- Film poster
- Directed by: Taylor Olson
- Written by: Taylor Olson
- Based on: Bone Cage by Catherine Banks
- Produced by: Melani Wood
- Starring: Taylor Olson; Amy Groening; Christian Murray;
- Cinematography: Kevin A. Fraser
- Edited by: Shawn Beckwith
- Music by: Terry Ahearn; James O'Toole;
- Production companies: Afro Viking Pictures; Bone Cage Productions; Telefilm Canada; The Talent Fund;
- Distributed by: Levelfilm
- Release date: September 17, 2020 (FIN);
- Running time: 89 minutes
- Country: Canada
- Language: English

= Bone Cage =

2020 Canadian film directed by Taylor Olson

Bone Cage is a 2020 Canadian drama film written and directed by Taylor Olson. Adapted from play of the same name by Catherine Banks, the film stars Olson as Jamie, a forestry worker whose ethical conflicts about participating in clearcutting, but having no options to leave the job, are beginning to affect his personal relationships, and Amy Groening as Chicky, his sister who has placed her own dreams of leaving town in search of something better on hold to stay and care for their ailing father Clarence (Christian Murray).

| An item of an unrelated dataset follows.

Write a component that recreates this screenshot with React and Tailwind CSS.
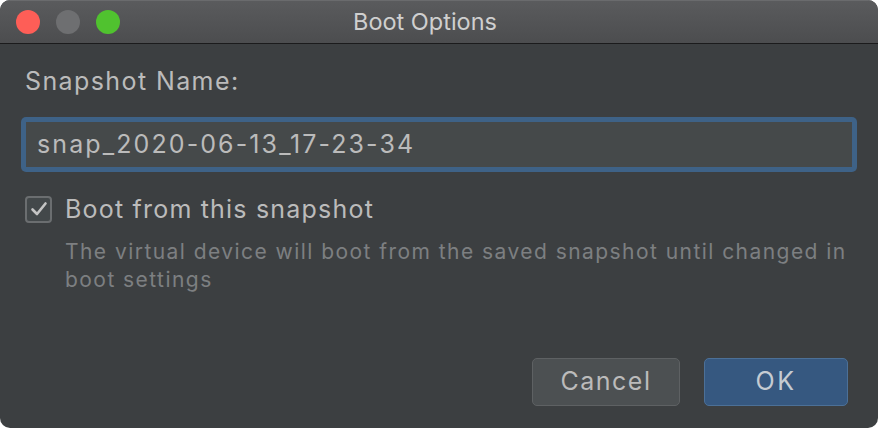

The film's cast also includes Ursula Calder as Jamie's fiancée Krista, Sam Vigneault as Jamie's best friend and Krista's brother Kevin, and David Rossetti as Chicky's married lover Reg, as well as Stephanie MacDonald, Reid Price, Sebastien Labelle, Ann-Marie Kerr, Bob Mann, Monte Murray, Jacob Sampson and Thom Payne.

The film premiered on September 17, 2020, at the FIN Atlantic Film Festival, where it won the awards for Best Atlantic Feature, Best Atlantic Director, Best Atlantic Screenplay and Best Atlantic Cinematography.

The film received two Canadian Screen Award nominations at the 9th Canadian Screen Awards in 2021, for Best Supporting Actress (Groening) and Best Adapted Screenplay (Olson).